People everywhere thirst for learning and knowledge. To learn and know more is a lifelong quest. Yet so many people neither read nor write, more than 1.7 billion. Reading and writing are invaluable learning tools, and their role in information exchange is formidable. Of all the tools used in world agriculture, reading and writing are foreign to many farmers, with 80-90% of farmers illiterate in some regions. Is the ability to read and write any less important to farmers' success than are plows, wrenches, or fencing? Let's just say that there's a right tool for every job. But literacy is unique among tools because its value improves with use rather than depreciates. That quality is a hallmark of sustainability and regeneration.

Farmers with access to the best management tools and skills are those who will survive and thrive in tomorrow's agricultural world. To be truly modern and sustainable, our world agricultural system needs educated farmers who can read and write. Likewise, modern world agriculture must reserve and use its resources to educate the non-farming agriculturalists who serve farmers.

This edition of Ag-Sieve synthesizes a range of education and training opportunities available to the world agricultural community. Many of the listed courses, workshops, and programs are oriented to agricultural professionals who know farming but do not farm for a living. These education and training opportunities were selected for publication because they address issues of sustainability and regeneration in the world agricultural system. One point to complement the information presented in this Ag-Sieve is worthy of note. We know that women farmers contribute at least 50% of the energy required for food production in many agricultural economies. But numeric gender equity is poorly reflected in the ranks of non-farming professional agriculturalists who tend to be men. This reality ought to change.

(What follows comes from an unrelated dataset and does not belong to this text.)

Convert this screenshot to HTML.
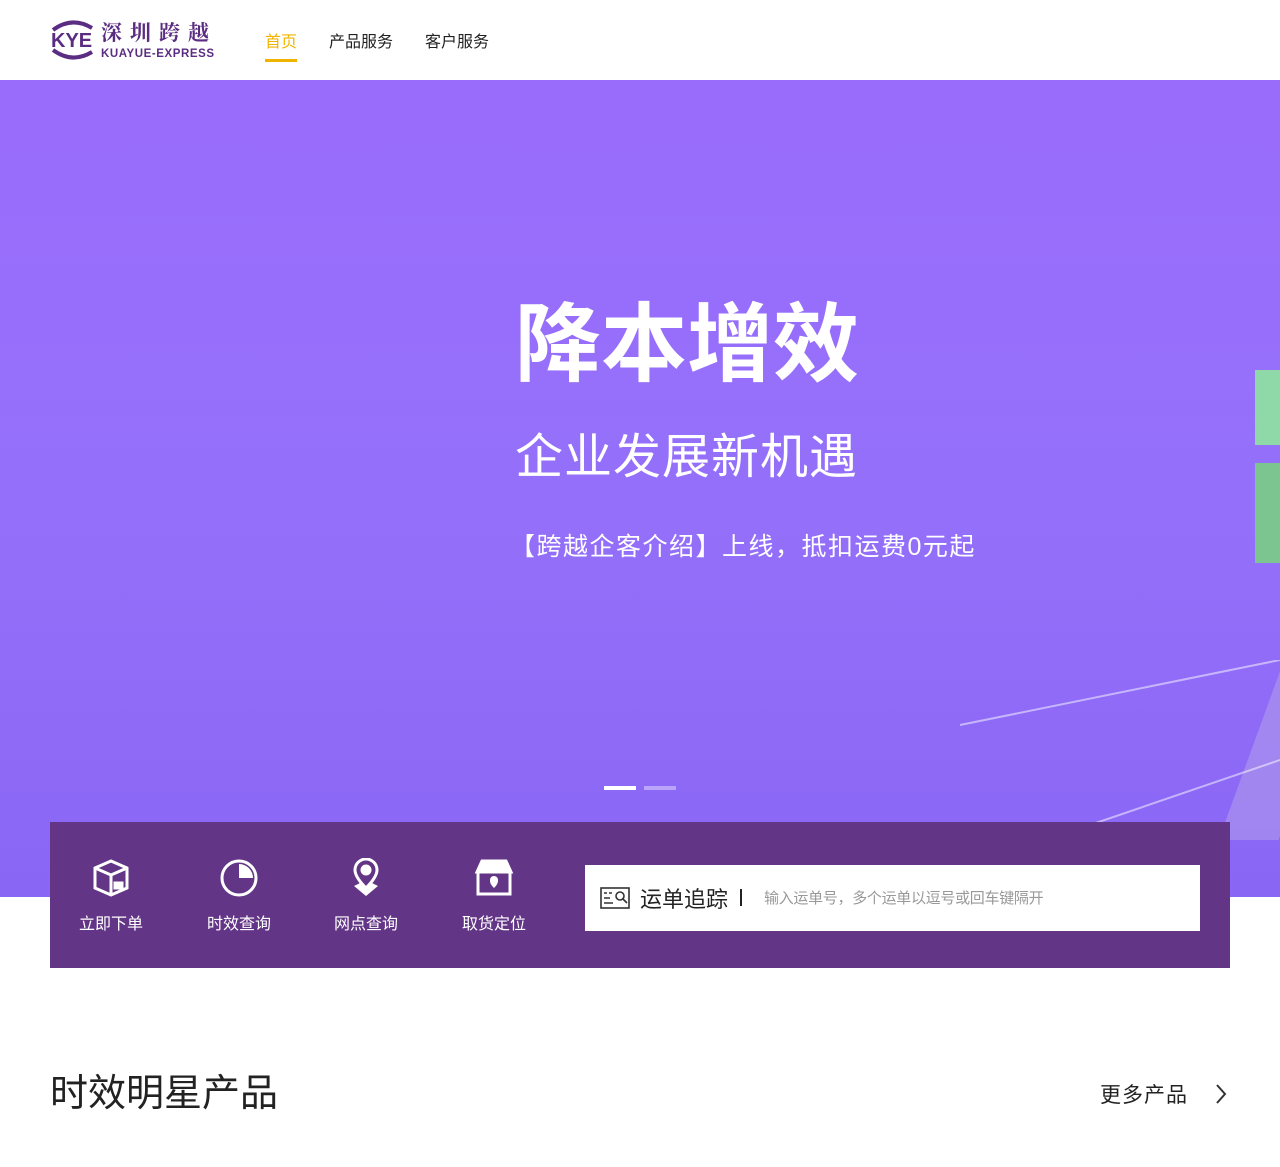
<!DOCTYPE html>
<html><head><meta charset="utf-8"><style>
*{margin:0;padding:0;box-sizing:border-box}
body{width:1280px;height:1167px;background:#fff;font-family:"Liberation Sans","Noto Sans CJK SC",sans-serif;position:relative;overflow:hidden}
.hdr{height:80px;position:relative}
.logo{position:absolute;left:50px;top:18px}
.nav{position:absolute;top:28px;font-size:16px;color:#222}
.hero{position:absolute;top:80px;left:0;width:1280px;height:817px;background:linear-gradient(180deg,#9a6cfc 0%,#9470fa 50%,#8a66f5 100%);overflow:hidden}
.bar{position:absolute;left:50px;top:822px;width:1180px;height:146px;background:#633586}
.it{position:absolute;top:36px;width:80px;text-align:center;color:#fff;font-size:16px}
.it svg{display:block;margin:0 auto 12px}
.search{position:absolute;left:535px;top:43px;width:615px;height:66px;background:#fff}
</style></head><body>
<div class="hdr">
 <div class="logo">
  <svg width="170" height="44" viewBox="0 0 170 44">
   <path d="M3 12 Q22 -2 42 10" stroke="#5a2d82" stroke-width="4" fill="none"/>
   <path d="M3 32 Q22 46 42 34" stroke="#5a2d82" stroke-width="4" fill="none"/>
   <text x="1" y="29" font-family="Liberation Sans" font-weight="bold" font-size="20" fill="#5a2d82">KYE</text>
   <text x="51" y="22" font-family="Noto Serif CJK SC,serif" font-weight="bold" font-size="21" fill="#5a2d82" letter-spacing="8">深圳跨越</text>
   <text x="51" y="39" font-family="Liberation Sans" font-weight="bold" font-size="11.5" fill="#5a2d82" textLength="113">KUAYUE-EXPRESS</text>
  </svg>
 </div>
 <div class="nav" style="left:265px;color:#f0b400">首页</div>
 <div style="position:absolute;left:265px;top:59px;width:32px;height:3px;background:#f0b400"></div>
 <div class="nav" style="left:329px">产品服务</div>
 <div class="nav" style="left:425px">客户服务</div>
</div>
<div class="hero">
 <div style="position:absolute;left:515px;top:215px;font-size:86px;font-weight:bold;color:#fff;letter-spacing:0px;line-height:100px">降本增效</div>
 <div style="position:absolute;left:515px;top:350px;font-size:48px;color:#fff;line-height:56px;letter-spacing:1px">企业发展新机遇</div>
 <div style="position:absolute;left:510px;top:450px;font-size:25px;color:#fff;line-height:34px;letter-spacing:1.5px">【跨越企客介绍】上线，抵扣运费0元起</div>
 <div style="position:absolute;left:604px;top:706px;width:32px;height:4px;background:#fff"></div>
 <div style="position:absolute;left:644px;top:706px;width:32px;height:4px;background:rgba(255,255,255,.4)"></div>
 <div style="position:absolute;left:1255px;top:290px;width:30px;height:75px;background:#8fd8a8"></div>
 <div style="position:absolute;left:1255px;top:383px;width:30px;height:100px;background:#7cc590"></div>
 <div style="position:absolute;left:1255px;top:560px;width:60px;height:200px;background:rgba(200,190,230,.35);transform:skewX(-20deg)"></div>
 <svg style="position:absolute;left:950px;top:580px" width="330" height="170"><path d="M10 65 L330 0" stroke="rgba(255,255,255,.5)" stroke-width="2"/><path d="M140 165 L330 100" stroke="rgba(255,255,255,.5)" stroke-width="2"/></svg>
</div>
<div class="bar">
 <div class="it" style="left:21px"><svg width="40" height="40" viewBox="0 0 40 40" fill="none" stroke="#fff" stroke-width="3"><path d="M20 3 L36 10 V30 L20 37 L4 30 V10 Z"/><path d="M4 10 L20 17 L36 10 M20 17 V37"/><rect x="24" y="25" width="7" height="5" fill="#fff"/></svg>立即下单</div>
 <div class="it" style="left:149px"><svg width="40" height="40" viewBox="0 0 40 40" fill="none" stroke="#fff" stroke-width="3"><circle cx="20" cy="20" r="17"/><path d="M20 6 A14 14 0 0 1 34 20 H20 Z" fill="#fff" stroke="none"/></svg>时效查询</div>
 <div class="it" style="left:276px"><svg width="40" height="40" viewBox="0 0 40 40" fill="none" stroke="#fff" stroke-width="3"><path d="M20 30 C10 20 9 15 9 12 A11 11 0 0 1 31 12 C31 15 30 20 20 30Z"/><circle cx="20" cy="12" r="4" fill="#fff"/><path d="M8 28 L20 38 L32 28 L26 25 L20 30 L14 25Z" fill="#fff" stroke="none"/></svg>网点查询</div>
 <div class="it" style="left:404px"><svg width="40" height="40" viewBox="0 0 40 40" fill="none" stroke="#fff" stroke-width="3"><path d="M8 3 H32 L37 14 H3 Z" fill="#fff"/><rect x="4" y="14" width="32" height="22"/><path d="M20 30 C16 26 16 24 16 22 A4 4 0 0 1 24 22 C24 24 24 26 20 30Z" fill="#fff" stroke="none"/></svg>取货定位</div>
 <div class="search">
  <svg style="position:absolute;left:15px;top:22px" width="30" height="22" viewBox="0 0 30 22" fill="none" stroke="#333" stroke-width="1.6"><rect x="1" y="1" width="28" height="20"/><path d="M4 6h3M9 6h3M4 11h6M4 16h9"/><circle cx="20" cy="9" r="4"/><path d="M23 12l4 4"/></svg>
  <div style="position:absolute;left:55px;top:17px;font-size:22px;color:#222">运单追踪</div>
  <div style="position:absolute;left:155px;top:24px;width:2px;height:17px;background:#222"></div>
  <div style="position:absolute;left:179px;top:22px;font-size:15px;color:#999;letter-spacing:-0.3px">输入运单号，多个运单以逗号或回车键隔开</div>
 </div>
</div>
<div style="position:absolute;left:50px;top:1070px;font-size:38px;color:#222;line-height:48px">时效明星产品</div>
<div style="position:absolute;left:1100px;top:1079px;font-size:21px;color:#222;letter-spacing:1px">更多产品</div>
<svg style="position:absolute;left:1214px;top:1083px" width="14" height="22"><path d="M3 2 L11 11 L3 20" stroke="#333" stroke-width="2" fill="none"/></svg>
</body></html>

To reach all farmers more effectively, world agriculture needs educated women in leadership positions. While "women in development" has been a topic de rigueur in print and at numerous conferences for nearly 25 years, women farmers and professional agriculturalists are not well represented in education and training programs. Education and training are quiet avenues to leadership that women and men can walk together. We must affirm that belief with effort and resources to train and educate both women and men. Meanwhile, remember the farmers to be served by an educated cadre of agriculturalists. Many farmers have little chance to participate in well-financed training and education because they neither read nor write. Many professional agriculturalists understand and accommodate this reality in their work, but more attention to that issue is needed. Above all, as tomorrow's agricultural leaders emerge from training and education, let them work to open similar avenues of opportunity for all farmers.